There’s much rich soil to till in the life of the author. His well-bred childhood sets up a paradigm so many biographers are seduced by, the idea that a literary character and his creator are one in the same. Salerno tosses that around for a bit. A second intrigue in Salinger’s life is the time spent in World War II, a tremendous, harrowing ordeal that saw the young writer on the front lines on D Day, in the snow at the Battle of the Budge and traipsing into the carnage of the concentration camps. That trauma, Salerno argues, was another ingredient in the genius.

Then there’s Salinger’s rather peculiarly love life. He always had a thing for young girls, even later in life when he wrote young fans and invited them to his reclusive compound in New Hampshire. A longing for innocence, Salerno tells us, is the takeaway from that aspect of the writer’s life. Those appetites play in contrast to a more tempestuous family life, which saw the writer neglect his wife and children for his even more secluded, bunker-like cabin behind his remote house where he would hold up for weeks at a time writing. He could never really give up his Holden Caulfield-like assault on normality, the film suggests.

Around these thematic probes, Salerno builds up a great deal of noise. There is the dramatized typing, shot in high contrast light on a darken theater stage in an old, dripping-ly romantic theater. There are actors and authors singing Salinger’s praise like a well-tuned chorus. There are flashbacks to war and flash-forwards to contemporary attempts to sniper-shoot Salinger with telephoto lenses. There’s the whole terrible ordeal of the three men who killed – or tried to kill – famous figures, citing Holden Caulfield as their hero (the recount of John Lennon’s murder may be the most emotionally-affecting part of this film. I still can’t believe that’s how Lennon went). But what Salerno doesn’t do very well is open up Salinger the man in way that dispels – or looks beyond — the myth. In fact, if you read any of the obituaries that were printed following Salinger’s death in 2010, you’ll be familiar with much of the dramatized data on display here.

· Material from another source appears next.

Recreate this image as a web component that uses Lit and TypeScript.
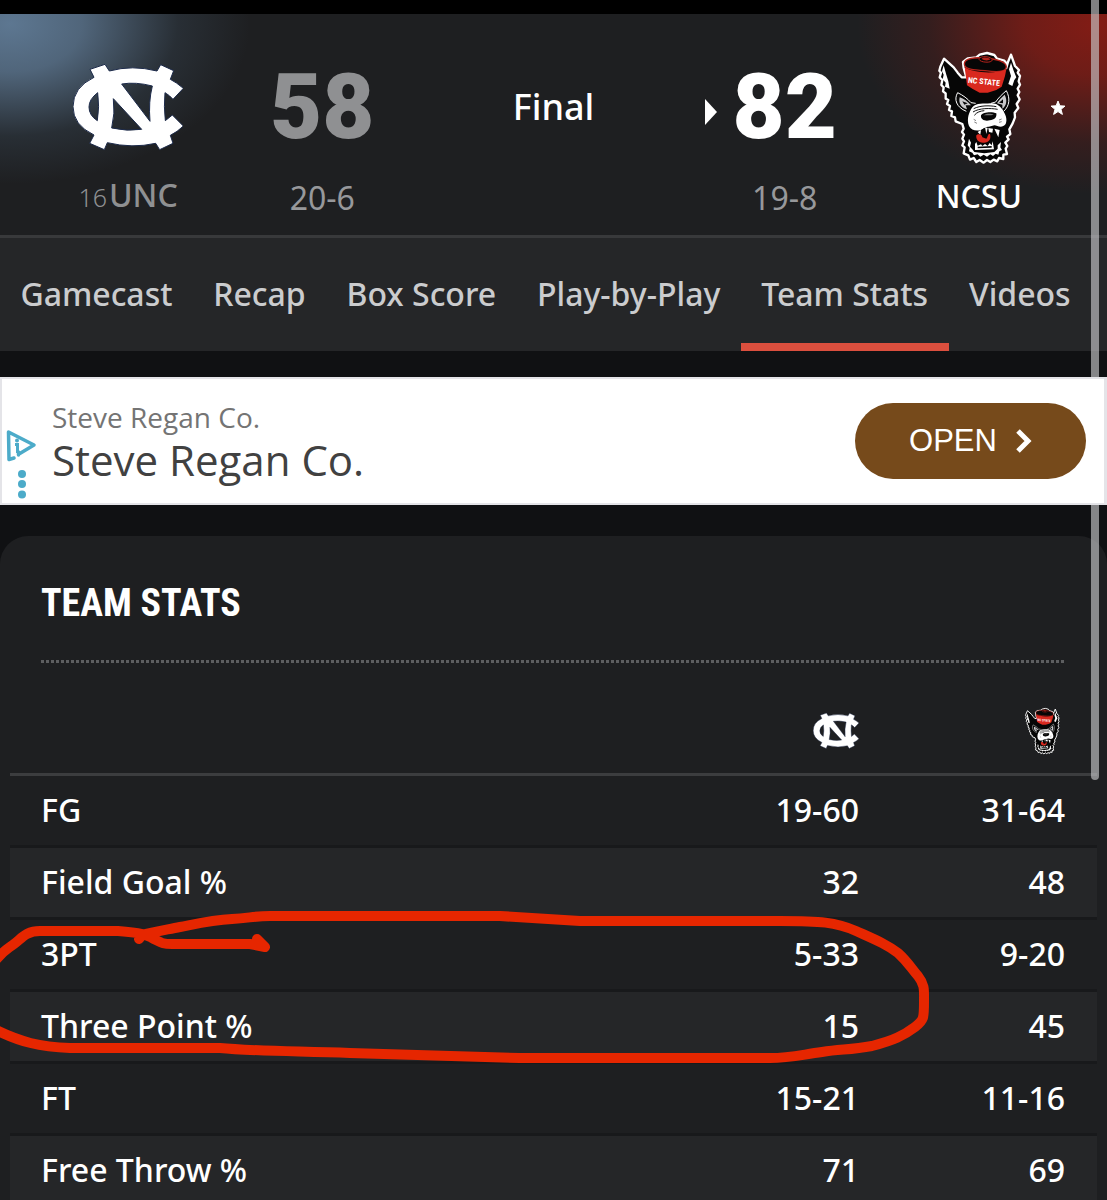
import { LitElement, html, css, svg } from "lit";
import { customElement, property } from "lit/decorators.js";
import { classMap } from "lit/directives/class-map.js";

interface StatRow {
  label: string;
  away: string;
  home: string;
}

const TABS = ["Gamecast", "Recap", "Box Score", "Play-by-Play", "Team Stats", "Videos"];

const STATS: StatRow[] = [
  { label: "FG", away: "19-60", home: "31-64" },
  { label: "Field Goal %", away: "32", home: "48" },
  { label: "3PT", away: "5-33", home: "9-20" },
  { label: "Three Point %", away: "15", home: "45" },
  { label: "FT", away: "15-21", home: "11-16" },
  { label: "Free Throw %", away: "71", home: "69" },
];

const uncArt = svg`
  <path fill="#fff" stroke="#1c2a4a" stroke-width="3" fill-rule="evenodd"
    d="M273 208 L318 193 L331 213 Q400 194 474 213 L485 194 L524 212 L514 238 Q532 247 553 265
       L522 298 Q512 286 498 278 Q494 320 499 362 L520 345 L553 378 Q535 396 514 406 L522 430
       L482 449 L470 430 Q400 446 325 428 L316 449 L272 430 L285 405 Q222 375 222 320
       Q222 262 285 232 Z
       M296 278 Q270 298 270 321 Q270 346 295 362 Q302 320 296 278 Z
       M368 252 Q410 245 460 258 Q448 305 453 364 Z
       M343 296 L428 388 Q385 395 338 384 Q349 340 343 296 Z" />
`;

const wolfArt = svg`
  <path fill="#060606" stroke="#fff" stroke-width="7" stroke-linejoin="round"
    d="M75 56 L64 80 L61 92 L66 98 L62 112 L70 120 L67 135 L74 142 L72 154 L80 160 L80 176 L88 180
       L84 192 L93 198 L90 210 L99 214 L97 228 L108 232 L110 244 L130 252 L134 266 L129 276 L135 284
       L130 296 L135 304 L130 316 L137 322 L134 340 L148 346 L153 359 L164 354 L172 366 L182 360
       L194 368 L204 360 L214 366 L224 359 L235 364 L240 354 L253 357 L253 344 L264 342 L260 326
       L265 318 L259 308 L269 298 L264 290 L274 282 L271 268 L281 250 L288 232 L287 218 L298 204
       L293 192 L302 178 L296 166 L301 156 L296 146 L303 134 L299 124 L303 108 L296 98 L300 90
       L288 78 L276 44 L267 66 L262 84 L264 72 L256 62 L234 56 L226 45 L204 39 L182 44 L172 52
       L146 55 L132 66 L134 84 L142 112 L128 112 L116 98 L104 82 Z" />
  <path fill="#fff" d="M74 76 L69 94 L74 104 L71 118 L80 128 L78 140 L92 146 L88 124 L82 104 Z" />
  <path fill="#fff" d="M276 68 L270 88 L276 108 L268 132 L280 138 L286 120 L292 112 L284 92 Z" />
  <path fill="#060606" stroke="#b3231b" stroke-width="4"
    d="M136 72 C136 54 168 52 196 54 C228 56 262 64 262 80 C262 98 230 96 198 92 C166 90 136 88 136 72 Z" />
  <path fill="#060606" stroke="#b3231b" stroke-width="3"
    d="M180 58 C180 46 218 48 220 60 C218 70 184 68 180 58 Z" />
  <path fill="#b3231b" d="M188 56 C192 50 210 52 214 58 C208 63 194 62 188 56 Z" />
  <path fill="#d9291f"
    d="M137 82 C160 98 228 104 262 88 L258 108 L248 140 L232 150 L206 158 L182 158 L160 146 L144 136 Z" />
  <text class="cap" x="146" y="128" transform="rotate(6 146 128)">NC STATE</text>
  <path fill="none" stroke="#fff" stroke-width="3"
    d="M116 158 C104 178 112 202 142 214 M116 158 C132 166 146 176 156 188 L170 190
       M262 152 C274 174 272 198 254 214 M262 152 C248 164 238 174 230 186 L216 190" />
  <path fill="#c9c9cb" d="M122 172 C118 190 126 202 144 208 L140 196 L156 196 C146 184 134 176 122 172 Z" />
  <path fill="#c9c9cb" d="M257 164 C266 182 262 198 250 206 L250 194 L234 190 C240 180 248 172 257 164 Z" />
  <path fill="#060606" d="M130 184 L146 190 L136 194 Z M252 178 L240 188 L252 190 Z" />
  <path fill="#fff"
    d="M160 202 C172 188 194 192 214 190 C232 188 242 198 250 208 C260 224 266 238 260 252
       C250 266 236 258 226 256 L196 264 C182 276 158 274 150 258 C142 238 150 216 160 202 Z" />
  <path fill="none" stroke="#111" stroke-width="3"
    d="M164 206 C184 196 212 196 232 200 M162 216 C180 204 214 204 236 208 M166 226 C174 216 184 213 196 212" />
  <path fill="#060606"
    d="M186 226 C190 216 220 214 232 220 C234 232 226 240 212 241 C200 245 184 240 186 226 Z" />
  <path fill="#777" d="M194 226 C200 220 216 220 224 224 C214 226 204 226 194 226 Z" />
  <path fill="none" stroke="#444" stroke-width="2"
    d="M164 238 l7 4 M166 246 l8 4 M240 240 l8 -3 M240 247 l8 -2" />
  <path fill="#060606"
    d="M166 278 C182 278 190 264 206 260 L240 266 L246 284 L232 290 L226 318 L168 322 L164 300 Z" />
  <path fill="#fff" d="M198 262 L206 264 L202 282 Z M208 264 L222 266 L220 278 L210 276 Z M226 266 L242 270 L238 292 Z M176 276 L186 270 L184 284 Z" />
  <path fill="#d9291f"
    d="M172 286 C176 280 190 282 190 292 L202 296 C208 288 206 280 213 282 C218 298 208 310 192 308 C178 308 170 298 172 286 Z" />
  <path fill="#fff"
    d="M168 312 L172 306 L176 317 L186 313 L190 318 L198 312 L206 318 L212 309 L218 316 L221 304 L225 328 L168 330 Z" />
  <path fill="#060606" d="M176 320 L218 318 L218 323 L176 325 Z" />
  <path fill="#fff"
    d="M150 296 L156 308 L153 320 L160 328 L166 336 L196 340 L226 336 L236 326 L236 316 L246 306
       L244 322 L249 330 L241 334 L238 344 L230 341 L222 348 L214 343 L204 350 L194 344
       L184 350 L176 343 L165 346 L160 338 L150 334 L152 324 L146 316 Z" />
`;

@customElement("team-logo")
export class TeamLogo extends LitElement {
  @property() team = "unc";

  static styles = css`
    :host {
      display: block;
    }
    .art {
      display: block;
      width: 100%;
      height: 100%;
    }
    .cap {
      font: bold 24px "Roboto Condensed", "Noto Sans CJK JP", sans-serif;
      fill: #fff;
    }
  `;

  render() {
    const unc = this.team === "unc";
    return html`<svg
      class="art"
      role="img"
      aria-label=${unc ? "UNC" : "NCSU"}
      viewBox=${unc ? "222 120 330 405" : "15 0 330 405"}
    >
      ${unc ? uncArt : wolfArt}
    </svg>`;
  }
}

@customElement("app-root")
export class AppRoot extends LitElement {
  static styles = css`
    :host {
      display: block;
      color: #fff;
      font-family: "Noto Sans", "Open Sans", sans-serif;
    }
    * {
      box-sizing: border-box;
    }
    .screen {
      position: relative;
      height: 100vh;
      overflow-x: hidden;
      overflow-y: auto;
      scrollbar-width: none;
      background: #101113;
    }
    .status {
      height: 14px;
      background: #000;
    }
    .thumb {
      position: absolute;
      top: 0;
      right: 8px;
      width: 8px;
      height: 780px;
      border-radius: 0 0 4px 4px;
      background: rgba(200, 200, 204, 0.64);
    }

    .game {
      display: grid;
      grid-template-columns: 194fr 194fr 268fr 194fr 194fr;
      height: 224px;
      padding: 26px 31px 0;
      border-bottom: 3px solid #38393b;
      background:
        radial-gradient(ellipse 240px 160px at 10px 10px, #5d7791 0%, rgba(93, 119, 145, 0.8) 30%, rgba(70, 92, 112, 0.25) 70%, transparent 100%),
        radial-gradient(ellipse 240px 170px at calc(100% - 10px) 10px, #821c15 0%, rgba(130, 28, 21, 0.8) 30%, rgba(110, 26, 22, 0.28) 70%, transparent 100%),
        #1e1f21;
    }
    .side {
      display: grid;
      grid-template-columns: 1fr auto 1fr;
      grid-template-rows: 135px 42px;
      align-items: center;
      column-gap: 16px;
    }
    .side .big {
      width: 110px;
      height: 135px;
      grid-column: 2;
    }
    .name {
      grid-column: 1 / -1;
      grid-row: 2;
      display: flex;
      justify-content: center;
      align-items: baseline;
      gap: 2px;
      font: 500 32px/42px "Noto Sans", sans-serif;
    }
    .rank {
      font-size: 25px;
      font-weight: 300;
    }
    .loser {
      color: #8f9092;
    }
    .star {
      width: 16px;
      height: 16px;
    }
    .result {
      display: grid;
      grid-template-columns: 1fr auto 1fr;
      grid-template-rows: 135px 46px;
      align-items: center;
      column-gap: 16px;
    }
    .score {
      grid-column: 2;
      font: 900 90px/92px Roboto, sans-serif;
    }
    .arrow {
      width: 12px;
      height: 26px;
      margin-top: 8px;
      justify-self: end;
    }
    .record {
      grid-column: 1 / -1;
      grid-row: 2;
      text-align: center;
      color: #97989b;
      font: 400 32px/46px "Noto Sans", sans-serif;
    }
    .state {
      font: 500 36px/134px "Noto Sans", sans-serif;
      text-align: center;
    }

    .tabs {
      display: flex;
      height: 113px;
      padding-right: 16px;
      background: #252628;
    }
    .tab {
      flex: 1 1 auto;
      border-bottom: 8px solid transparent;
      color: #cbccce;
      font: 500 32px/112px "Noto Sans", sans-serif;
      text-align: center;
      text-decoration: none;
      white-space: nowrap;
    }
    .tab.on {
      border-bottom-color: #db4f3e;
    }

    .ad {
      position: relative;
      z-index: 1;
      display: flex;
      align-items: center;
      height: 128px;
      margin: 26px 0 31px;
      padding: 0 18px 0 3px;
      border: 2px solid #e4e4e8;
      border-right-width: 3px;
      background: #fff;
      font-family: "Open Sans", sans-serif;
    }
    .choices {
      width: 32px;
      height: 72px;
      margin: 49px 15px 0 0;
      align-self: flex-start;
    }
    .copy {
      flex: 1;
      color: #414141;
      font-size: 42px;
      line-height: 48px;
    }
    .brand {
      color: #747474;
      font-size: 28px;
      line-height: 38px;
    }
    .open {
      display: flex;
      align-items: center;
      justify-content: center;
      gap: 18px;
      width: 231px;
      height: 76px;
      border: 0;
      border-radius: 38px;
      background: #764a1b;
      color: #fff;
      font: 31px/36px "Liberation Sans", Arial, sans-serif;
    }
    .chev {
      width: 17px;
      height: 26px;
    }

    .card {
      position: relative;
      padding: 47px 10px 0;
      border-radius: 28px 28px 0 0;
      background: #1e1f21;
    }
    .title {
      margin: 0 31px;
      padding-bottom: 37px;
      font: bold 38px/40px "Roboto Condensed", "Noto Sans CJK JP", sans-serif;
    }
    .dots {
      height: 3px;
      margin: 0 31px;
      background: repeating-linear-gradient(90deg, #5d5e60 0 3px, transparent 3px 5px);
    }
    .stats {
      width: 100%;
      border-collapse: separate;
      border-spacing: 0;
      table-layout: fixed;
      font-size: 32px;
      line-height: 40px;
      font-weight: 500;
    }
    .num {
      width: 206px;
    }
    .stats th,
    .stats td {
      padding: 0 32px 2px 31px;
      text-align: right;
      font-weight: 500;
    }
    .stats .label {
      text-align: left;
    }
    .stats thead th {
      height: 113px;
      padding-top: 40px;
      border-bottom: 3px solid #3c3d3f;
      vertical-align: top;
    }
    .small {
      width: 46px;
      height: 56px;
      margin: 0 0 0 auto;
    }
    .stats tbody th,
    .stats tbody td {
      height: 72px;
      border-bottom: 3px solid #18191b;
    }
    .stats tbody tr:nth-child(even) {
      background: #252628;
    }
    .mark {
      position: absolute;
      left: 0;
      top: 364px;
      width: 100%;
      pointer-events: none;
    }
  `;

  render() {
    return html`
      <div class="screen">
        <div class="status"></div>
        <header class="game">
          <div class="side loser">
            <team-logo class="big" team="unc"></team-logo>
            <div class="name"><span class="rank">16</span><span>UNC</span></div>
          </div>
          <div class="result">
            <div class="score loser">58</div>
            <div class="record">20-6</div>
          </div>
          <div class="state">Final</div>
          <div class="result">
            <svg class="arrow" viewBox="0 0 12 26" aria-hidden="true">
              <path d="M0 0 L12 13 L0 26 Z" fill="#fff" />
            </svg>
            <div class="score">82</div>
            <div class="record">19-8</div>
          </div>
          <div class="side">
            <team-logo class="big" team="ncsu"></team-logo>
            <svg class="star" viewBox="0 0 16 16" aria-hidden="true">
              <path
                fill="#fff"
                stroke="#fff"
                stroke-linejoin="round"
                d="M8 1 L9.9 5.8 L15 6.1 L11 9.3 L12.4 14.4 L8 11.6 L3.6 14.4 L5 9.3 L1 6.1 L6.1 5.8 Z"
              />
            </svg>
            <div class="name">NCSU</div>
          </div>
        </header>

        <nav class="tabs">
          ${TABS.map(
            (t) => html`<a
              href="#"
              class=${classMap({ tab: true, on: t === "Team Stats" })}
              >${t}</a
            >`
          )}
        </nav>

        <aside class="ad">
          <svg class="choices" viewBox="0 0 32 72" fill="none" aria-hidden="true">
            <path
              d="M9 30 L4 31.500 L3.500 4 L29 17 L14 26 M13.500 24 V27"
              stroke="#4cabc9"
              stroke-width="3.500"
              stroke-linejoin="round"
              stroke-linecap="round"
            />
            <path d="M10 16.500 H12.500 V25" stroke="#4cabc9" stroke-width="3" />
            <circle cx="12" cy="12.500" r="2" fill="#4cabc9" />
            <g fill="#4cabc9">
              <circle cx="17" cy="46" r="4" />
              <circle cx="17" cy="56" r="4" />
              <circle cx="17" cy="66.500" r="4" />
            </g>
          </svg>
          <div class="copy">
            <div class="brand">Steve Regan Co.</div>
            <div>Steve Regan Co.</div>
          </div>
          <button class="open" type="button">
            OPEN
            <svg class="chev" viewBox="0 0 17 26" fill="none" aria-hidden="true">
              <path d="M3 3 L13 13 L3 23" stroke="#fff" stroke-width="5" />
            </svg>
          </button>
        </aside>

        <section class="card">
          <h2 class="title">TEAM STATS</h2>
          <div class="dots"></div>
          <table class="stats">
            <thead>
              <tr>
                <th class="label"></th>
                <th class="num" scope="col"><team-logo class="small" team="unc"></team-logo></th>
                <th class="num" scope="col"><team-logo class="small" team="ncsu"></team-logo></th>
              </tr>
            </thead>
            <tbody>
              ${STATS.map(
                (s) => html`<tr>
                  <th class="label" scope="row">${s.label}</th>
                  <td>${s.away}</td>
                  <td>${s.home}</td>
                </tr>`
              )}
            </tbody>
          </table>
          <svg class="mark" viewBox="0 900 1107 170" aria-hidden="true">
            <path
              fill="none"
              stroke="#e62600"
              stroke-width="10"
              stroke-linecap="round"
              stroke-linejoin="round"
              d="M139 939 L142 935 C152 932 165 930 180 927 C200 923 212 920 232 919 C250 918 254 916 270 916
                 L500 916 L580 921 L780 921 C820 921 836 922 856 931 C876 940 886 944 898 953
                 C908 962 911 968 918 976 C925 985 924 990 924 1002 C924 1018 924 1020 915 1027
                 C903 1036 894 1040 872 1046 C850 1050 842 1049 822 1052 C800 1055 790 1058 770 1058
                 L520 1058 C440 1056 390 1054 350 1053 C290 1051 250 1051 220 1048 L70 1048
                 C40 1047 20 1042 -6 1029 M-6 962 C4 950 6 950 14 944 C22 938 26 931 40 931
                 L118 931 C146 933 148 936 152 938 C162 943 162 944 172 944 L250 944 L265 947 L257 939"
            />
          </svg>
        </section>
        <div class="thumb"></div>
      </div>
    `;
  }
}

But there is a cliffhanger: in 2015 we will finally get a chance to see some of the writing Salinger toiled on for so many years up in mountains. It is an announcement that brings as much excitement as trepidation. The lonely, tormented man, up there for so long, abandoning so much in his life in order to place himself in the service of that clicking typewriter. I so want it all to be great, or even just good. But what if it’s not? What is the man then? That’s the real story of J.D. Salinger.